:: RECORD EXCERPTS ::
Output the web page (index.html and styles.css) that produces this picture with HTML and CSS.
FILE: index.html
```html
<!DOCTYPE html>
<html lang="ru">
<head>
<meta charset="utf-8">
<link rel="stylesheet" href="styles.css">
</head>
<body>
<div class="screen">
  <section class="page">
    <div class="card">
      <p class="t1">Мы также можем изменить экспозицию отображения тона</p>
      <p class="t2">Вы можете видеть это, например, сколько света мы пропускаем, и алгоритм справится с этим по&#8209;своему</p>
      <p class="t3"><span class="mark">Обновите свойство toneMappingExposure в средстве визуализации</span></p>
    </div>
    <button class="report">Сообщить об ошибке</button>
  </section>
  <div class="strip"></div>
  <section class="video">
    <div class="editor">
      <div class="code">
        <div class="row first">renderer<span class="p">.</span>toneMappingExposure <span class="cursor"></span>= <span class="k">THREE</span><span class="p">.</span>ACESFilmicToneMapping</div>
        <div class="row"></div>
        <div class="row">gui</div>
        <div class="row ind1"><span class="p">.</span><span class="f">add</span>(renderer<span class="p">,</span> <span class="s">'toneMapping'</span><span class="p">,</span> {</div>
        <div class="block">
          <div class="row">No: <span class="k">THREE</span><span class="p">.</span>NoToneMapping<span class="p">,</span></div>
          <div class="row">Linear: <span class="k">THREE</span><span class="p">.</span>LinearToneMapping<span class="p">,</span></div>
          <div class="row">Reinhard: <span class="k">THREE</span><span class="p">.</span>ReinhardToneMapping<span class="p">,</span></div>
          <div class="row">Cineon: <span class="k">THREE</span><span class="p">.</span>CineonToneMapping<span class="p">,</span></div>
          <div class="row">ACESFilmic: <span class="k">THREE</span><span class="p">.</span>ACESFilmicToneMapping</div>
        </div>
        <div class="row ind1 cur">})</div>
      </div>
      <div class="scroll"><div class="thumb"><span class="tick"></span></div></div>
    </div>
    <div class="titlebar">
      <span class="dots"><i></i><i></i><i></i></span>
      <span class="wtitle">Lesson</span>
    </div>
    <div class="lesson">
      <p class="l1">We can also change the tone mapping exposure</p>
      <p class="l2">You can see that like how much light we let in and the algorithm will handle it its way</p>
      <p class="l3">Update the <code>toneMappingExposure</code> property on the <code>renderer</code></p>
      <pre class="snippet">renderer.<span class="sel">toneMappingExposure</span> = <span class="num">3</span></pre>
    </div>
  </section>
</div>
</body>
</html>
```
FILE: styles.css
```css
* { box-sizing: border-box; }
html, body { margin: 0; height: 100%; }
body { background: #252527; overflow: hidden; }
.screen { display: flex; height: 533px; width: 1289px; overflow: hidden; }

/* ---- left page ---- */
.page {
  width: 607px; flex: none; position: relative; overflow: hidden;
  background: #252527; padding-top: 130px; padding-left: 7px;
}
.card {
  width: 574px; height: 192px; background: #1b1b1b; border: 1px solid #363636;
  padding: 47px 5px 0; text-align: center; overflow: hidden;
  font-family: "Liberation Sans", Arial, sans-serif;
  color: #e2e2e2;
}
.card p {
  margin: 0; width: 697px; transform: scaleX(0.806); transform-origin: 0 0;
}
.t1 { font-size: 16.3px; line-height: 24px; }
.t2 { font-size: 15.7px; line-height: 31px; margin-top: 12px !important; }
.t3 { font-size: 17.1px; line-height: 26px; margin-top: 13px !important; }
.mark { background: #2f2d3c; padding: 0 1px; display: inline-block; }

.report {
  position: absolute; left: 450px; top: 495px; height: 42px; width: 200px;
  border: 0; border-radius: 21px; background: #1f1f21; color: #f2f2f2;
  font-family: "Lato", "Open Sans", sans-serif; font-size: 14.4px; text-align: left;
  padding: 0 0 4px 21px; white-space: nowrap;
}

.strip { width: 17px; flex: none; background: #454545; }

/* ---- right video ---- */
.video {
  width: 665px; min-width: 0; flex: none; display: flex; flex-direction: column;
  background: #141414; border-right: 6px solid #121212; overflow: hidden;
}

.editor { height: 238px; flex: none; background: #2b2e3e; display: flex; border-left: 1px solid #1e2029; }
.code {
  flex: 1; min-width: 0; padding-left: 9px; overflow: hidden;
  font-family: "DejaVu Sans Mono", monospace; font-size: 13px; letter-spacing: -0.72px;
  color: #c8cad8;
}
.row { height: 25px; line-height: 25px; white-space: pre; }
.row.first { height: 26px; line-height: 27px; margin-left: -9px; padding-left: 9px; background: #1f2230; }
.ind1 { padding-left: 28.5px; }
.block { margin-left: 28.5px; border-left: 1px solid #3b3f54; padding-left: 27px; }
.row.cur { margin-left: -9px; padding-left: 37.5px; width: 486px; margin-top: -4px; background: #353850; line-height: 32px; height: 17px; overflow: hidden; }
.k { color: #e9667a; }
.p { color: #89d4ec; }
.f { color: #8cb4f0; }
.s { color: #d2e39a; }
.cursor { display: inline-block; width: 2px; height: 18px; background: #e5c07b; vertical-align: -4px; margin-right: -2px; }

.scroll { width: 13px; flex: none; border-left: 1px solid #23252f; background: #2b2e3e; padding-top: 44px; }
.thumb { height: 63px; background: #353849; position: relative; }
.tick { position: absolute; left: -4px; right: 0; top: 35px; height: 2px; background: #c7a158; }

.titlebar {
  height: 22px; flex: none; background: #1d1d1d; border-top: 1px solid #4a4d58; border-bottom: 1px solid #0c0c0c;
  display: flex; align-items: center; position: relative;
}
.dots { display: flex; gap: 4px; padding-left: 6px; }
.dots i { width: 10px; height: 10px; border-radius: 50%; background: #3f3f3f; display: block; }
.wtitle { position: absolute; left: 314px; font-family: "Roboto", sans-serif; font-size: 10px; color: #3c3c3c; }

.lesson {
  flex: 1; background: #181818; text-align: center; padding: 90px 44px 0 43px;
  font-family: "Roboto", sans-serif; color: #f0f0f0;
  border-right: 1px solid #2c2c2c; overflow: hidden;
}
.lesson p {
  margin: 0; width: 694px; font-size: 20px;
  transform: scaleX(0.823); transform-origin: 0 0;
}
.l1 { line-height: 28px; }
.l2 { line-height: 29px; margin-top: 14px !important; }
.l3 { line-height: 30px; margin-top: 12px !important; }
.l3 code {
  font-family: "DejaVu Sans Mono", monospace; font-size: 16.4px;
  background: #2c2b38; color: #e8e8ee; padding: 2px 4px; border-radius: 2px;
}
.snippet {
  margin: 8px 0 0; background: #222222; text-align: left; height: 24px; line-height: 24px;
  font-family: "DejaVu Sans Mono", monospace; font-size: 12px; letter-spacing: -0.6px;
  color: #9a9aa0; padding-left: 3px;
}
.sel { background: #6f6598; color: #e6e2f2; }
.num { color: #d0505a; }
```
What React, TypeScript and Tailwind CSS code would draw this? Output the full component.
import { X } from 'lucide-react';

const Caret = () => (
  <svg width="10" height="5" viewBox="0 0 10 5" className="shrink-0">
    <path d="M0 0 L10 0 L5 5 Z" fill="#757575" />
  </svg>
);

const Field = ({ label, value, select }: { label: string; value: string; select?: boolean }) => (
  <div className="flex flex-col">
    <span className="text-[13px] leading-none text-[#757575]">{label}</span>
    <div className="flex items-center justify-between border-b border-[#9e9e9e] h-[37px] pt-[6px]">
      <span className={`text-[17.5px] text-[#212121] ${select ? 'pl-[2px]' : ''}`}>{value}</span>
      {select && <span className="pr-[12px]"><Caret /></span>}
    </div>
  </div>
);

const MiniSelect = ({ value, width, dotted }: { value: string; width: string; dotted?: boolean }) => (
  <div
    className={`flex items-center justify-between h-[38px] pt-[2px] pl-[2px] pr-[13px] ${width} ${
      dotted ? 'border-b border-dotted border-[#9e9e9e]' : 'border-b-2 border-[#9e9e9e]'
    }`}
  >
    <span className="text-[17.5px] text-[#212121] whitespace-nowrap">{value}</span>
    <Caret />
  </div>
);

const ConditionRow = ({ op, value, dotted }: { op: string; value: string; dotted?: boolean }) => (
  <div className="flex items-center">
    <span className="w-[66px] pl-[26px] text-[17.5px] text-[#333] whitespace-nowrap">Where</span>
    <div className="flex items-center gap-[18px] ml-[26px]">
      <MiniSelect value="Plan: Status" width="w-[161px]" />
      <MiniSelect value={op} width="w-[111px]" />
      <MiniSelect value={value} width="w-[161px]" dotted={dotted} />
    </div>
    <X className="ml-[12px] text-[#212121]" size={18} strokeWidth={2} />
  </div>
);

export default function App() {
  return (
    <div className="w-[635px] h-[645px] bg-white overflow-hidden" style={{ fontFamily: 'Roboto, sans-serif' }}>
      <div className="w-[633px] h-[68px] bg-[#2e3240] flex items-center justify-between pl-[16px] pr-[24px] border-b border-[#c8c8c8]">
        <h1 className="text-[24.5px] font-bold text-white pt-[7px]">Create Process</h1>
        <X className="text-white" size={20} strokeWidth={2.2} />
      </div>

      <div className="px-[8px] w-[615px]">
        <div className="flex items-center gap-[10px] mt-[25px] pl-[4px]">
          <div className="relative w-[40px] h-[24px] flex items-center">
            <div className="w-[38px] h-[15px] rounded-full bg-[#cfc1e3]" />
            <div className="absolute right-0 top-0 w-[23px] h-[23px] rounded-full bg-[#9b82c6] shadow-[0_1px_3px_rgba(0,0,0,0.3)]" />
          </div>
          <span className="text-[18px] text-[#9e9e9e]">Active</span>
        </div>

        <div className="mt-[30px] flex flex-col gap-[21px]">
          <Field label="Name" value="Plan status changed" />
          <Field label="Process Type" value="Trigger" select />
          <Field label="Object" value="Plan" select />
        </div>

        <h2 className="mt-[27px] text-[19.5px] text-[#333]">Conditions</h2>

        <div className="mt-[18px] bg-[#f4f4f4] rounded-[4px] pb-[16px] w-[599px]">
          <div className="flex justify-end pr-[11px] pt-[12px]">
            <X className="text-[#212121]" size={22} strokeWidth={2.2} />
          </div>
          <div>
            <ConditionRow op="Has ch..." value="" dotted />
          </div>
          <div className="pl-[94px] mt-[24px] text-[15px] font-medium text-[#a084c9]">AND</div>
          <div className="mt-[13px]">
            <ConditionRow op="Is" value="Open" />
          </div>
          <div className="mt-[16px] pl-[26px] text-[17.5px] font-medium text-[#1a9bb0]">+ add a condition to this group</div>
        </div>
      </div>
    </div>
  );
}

:: TO BE DONE ::
Determine the number of lines in these entries that contain the word "Output", and write only that number.

:: EXERCISE RESPONSE ::
2